Ojwang’s formal skills are now a given, in that the horizon really does look further away than the foreground, that the fields interlock realistically and the trees are firmly rooted, rising majestically from the soil (as opposed to floating like balloons, as you sometimes see with lesser artists.)

And both tonally and compositionally, by and large, he gets it right.

In Kondele, a lake view, a canopied boat sits so well in the water that you just know when the first passenger steps aboard its weight will shift, and in Kijabe, a watery sunlight bathes the fields. The earth is already sodden in Kimende, with the clouds telling us more rain is on the way.

DETAIL

A red roofed farmhouse in Kericho Tea Farm draws the eye towards the play of light that turns the plantation into a patchwork; while in Tigoni Tea Farm, a group of trees takes up the foreground, the soil given relevant dashes of red, cream and grey, with the tea bushes forming a band across the middle ground, beneath a lowering sky.

It may well be that these scenes are not entirely literal, even though they are believable. He could have moved a farmhouse a bit here, even created one there, or added a tree or two to harmonise the composition.

It’s a trick of the trade.

Ojwang’ is using his colours more carefully too. Gone are most of the attention-seeking dabs of scarlet, yellow and blue that marked some of his earlier landscapes. Some artists still do it. These strokes are supposed to add dynamism to a painting but what they actually do is to make it look like an entrant for Amateur Night at a village hall near you.

Thankfully Ojwang’ now seems to be making each colour count; it is there only when really needed to add conviction. The only downside to this exhibition is that with it Ojwang’ is consolidating his strengths if not actually marking time.
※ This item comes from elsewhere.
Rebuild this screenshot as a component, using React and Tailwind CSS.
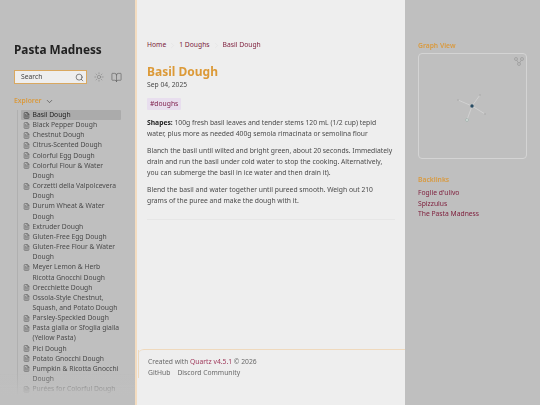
import { Search, Sun, BookOpen, ChevronDown, ChevronRight, FileText } from 'lucide-react'

const explorerItems = [
  'Basil Dough',
  'Black Pepper Dough',
  'Chestnut Dough',
  'Citrus-Scented Dough',
  'Colorful Egg Dough',
  'Colorful Flour & Water Dough',
  'Corzetti della Valpolcevera Dough',
  'Durum Wheat & Water Dough',
  'Extruder Dough',
  'Gluten-Free Egg Dough',
  'Gluten-Free Flour & Water Dough',
  'Meyer Lemon & Herb Ricotta Gnocchi Dough',
  'Orecchiette Dough',
  'Ossola-Style Chestnut, Squash, and Potato Dough',
  'Parsley-Speckled Dough',
  'Pasta gialla or Sfoglia gialla (Yellow Pasta)',
  'Pici Dough',
  'Potato Gnocchi Dough',
  'Pumpkin & Ricotta Gnocchi Dough',
  'Purées for Colorful Dough',
]

function ExplorerRow({ title, active }) {
  return (
    <li className={`flex pl-[2px] rounded-[1px] ${active ? 'bg-[#ababab] text-[#222]' : 'text-[#4a4a4a]'}`}>
      <FileText className="w-[7px] h-[7px] mt-[1.5px] shrink-0" strokeWidth={1.75} />
      <span className="ml-[2.5px]">{title}</span>
    </li>
  )
}

function Crumb({ children }) {
  return <span className="text-[#7d1c3a]">{children}</span>
}

function Sidebar() {
  return (
    <aside className="w-[135px] shrink-0 h-full overflow-hidden pl-[14px] pt-[40px] relative">
      <h1 className="text-[11.8px] leading-[18px] font-bold text-[#222]">Pasta Madness</h1>
      <div className="flex items-center mt-[12px]">
        <div className="w-[73px] h-[14px] bg-[#eeeeee] border border-[#d9a860] flex items-center justify-between pl-[6px] pr-[2px]">
          <span className="text-[6.75px] text-[#444]">Search</span>
          <Search className="w-[9px] h-[9px] text-[#333]" strokeWidth={1.5} />
        </div>
        <Sun className="w-[10px] h-[10px] ml-[7px] text-[#777]" strokeWidth={1.25} />
        <BookOpen className="w-[11px] h-[11px] ml-[7px] text-[#555]" strokeWidth={1.25} />
      </div>
      <div className="flex items-center mt-[12px] text-[6.75px] leading-[10px] font-semibold text-[#d99a3f]">
        Explorer
        <ChevronDown className="w-[9px] h-[9px] ml-[3px] text-[#333]" strokeWidth={1.5} />
      </div>
      <ul className="mt-[4px] ml-[3px] w-[104px] border-l border-[#b0b0b0] pl-[3px] text-[6.75px] leading-[10.15px]">
        {explorerItems.map((title, i) => (
          <ExplorerRow key={title} title={title} active={i === 0} />
        ))}
      </ul>
      <div className="absolute left-0 right-0 top-[372px] h-[24px] bg-gradient-to-b from-transparent to-[#bfbfbf]" />
      <div className="absolute left-0 right-0 top-[396px] h-[9px] bg-[#bfbfbf]" />
    </aside>
  )
}

function Article() {
  return (
    <main className="w-[270px] shrink-0 h-full bg-[#eeeeee] border-l-2 border-[#f3dcc0] flex flex-col">
      <div className="pl-[10px] pr-[10px] pt-[40px] flex-1">
        <nav className="flex items-center text-[6.75px] leading-[10px]">
          <Crumb>Home</Crumb>
          <ChevronRight className="w-[9px] h-[9px] mx-[2px] text-[#dcdcdc]" strokeWidth={1} />
          <Crumb>1 Doughs</Crumb>
          <ChevronRight className="w-[9px] h-[9px] mx-[2px] text-[#dcdcdc]" strokeWidth={1} />
          <Crumb>Basil Dough</Crumb>
        </nav>
        <h2 className="mt-[13px] text-[12px] leading-[17px] font-bold text-[#dc9a38]">Basil Dough</h2>
        <div className="text-[6.75px] leading-[10px] text-[#4a4a4a]">Sep 04, 2025</div>
        <span className="inline-block mt-[8px] px-[3px] h-[12px] leading-[12px] rounded-[1px] bg-[#e8deee] text-[6.75px] text-[#7d1c4a] align-top">#doughs</span>
        <div className="mt-[3px] pr-[2px] text-[6.75px] leading-[11px] text-[#4a4a4a] space-y-[6px]">
          <p>
            <strong className="text-[#222]">Shapes:</strong> 100g fresh basil leaves and tender stems 120 mL (1/2 cup) tepid water, plus more as needed 400g semola rimacinata or semolina flour
          </p>
          <p>Blanch the basil until wilted and bright green, about 20 seconds. Immediately drain and run the basil under cold water to stop the cooking. Alternatively, you can submerge the basil in ice water and then drain it).</p>
          <p>Blend the basil and water together until pureed smooth. Weigh out 210 grams of the puree and make the dough with it.</p>
        </div>
        <div className="mt-[13px] h-px bg-[#e6e6e6]" />
      </div>
      <footer className="h-[56px] ml-px border-t border-[#efd9bd] rounded-tl-md pl-[10px] pt-[6px] text-[6.75px] leading-[11px] text-[#6a6a6a] relative">
        <div className="absolute left-0 top-0 w-px h-[28px] bg-[#efd9bd]" />
        <div>Created with <span className="text-[#a03a5c]">Quartz v4.5.1</span> © 2026</div>
        <div className="flex gap-[7px]">
          <span>GitHub</span>
          <span>Discord Community</span>
        </div>
      </footer>
    </main>
  )
}

function GraphView() {
  return (
    <div className="mt-[2px] w-[109px] h-[106px] border border-[#d4d4d4] rounded-sm">
      <svg className="w-full h-full" viewBox="0 0 107 104">
        <g stroke="#d8d8d8" strokeWidth="0.7">
          <line x1="53" y1="52" x2="39" y2="46" />
          <line x1="53" y1="52" x2="61" y2="41" />
          <line x1="53" y1="52" x2="66" y2="60" />
          <line x1="53" y1="52" x2="48" y2="66" />
        </g>
        <circle cx="39" cy="46" r="1" fill="#b0b0b0" />
        <circle cx="61" cy="41" r="1" fill="#b0b0b0" />
        <circle cx="66" cy="60" r="1" fill="#b0b0b0" />
        <circle cx="48" cy="66" r="1.3" fill="#eeeeee" stroke="#7a9a90" strokeWidth="0.5" />
        <circle cx="53" cy="52" r="1.7" fill="#284b63" />
        <g fill="none" stroke="#9a9a9a" strokeWidth="0.7">
          <circle cx="97" cy="5" r="1.5" />
          <circle cx="103" cy="5" r="1.5" />
          <circle cx="100" cy="10" r="1.5" />
          <line x1="97.8" y1="6.3" x2="99.2" y2="8.7" />
          <line x1="102.2" y1="6.3" x2="100.8" y2="8.7" />
        </g>
      </svg>
    </div>
  )
}

function RightBar() {
  return (
    <aside className="flex-1 h-full pl-[13px] pt-[41px]">
      <h3 className="text-[6.75px] leading-[10px] font-semibold text-[#d99a3f]">Graph View</h3>
      <GraphView />
      <h3 className="mt-[16px] text-[6.75px] leading-[10px] font-semibold text-[#d99a3f]">Backlinks</h3>
      <ul className="mt-[3px] text-[6.75px] leading-[10.5px] text-[#7d1c3a]">
        <li>Foglie d'ulivo</li>
        <li>Spizzulus</li>
        <li>The Pasta Madness</li>
      </ul>
    </aside>
  )
}

export default function App() {
  return (
    <div className="w-[540px] h-[405px] bg-[#bfbfbf] overflow-hidden">
      <div className="w-full h-full flex blur-[0.3px] font-['Noto_Sans',sans-serif]">
        <Sidebar />
        <Article />
        <RightBar />
      </div>
    </div>
  )
}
His previous exhibition at the Polka Dot included two superb small paintings of Gilgil in which he not only described the view but also investigated the landscape, and with a Fauvist palette told us something unexpected and exciting about it, creating new realities. (I must declare an interest here; I put my money where my mouth is and bought one of them).

So although I appreciate his latest work for the skills he deploys, I discovered nothing new about the Kenyan farmlands; simply confirmation that they are enchanting.

Nonetheless, this exhibition would reward a journey of your own — to Karen and the Polka Dot.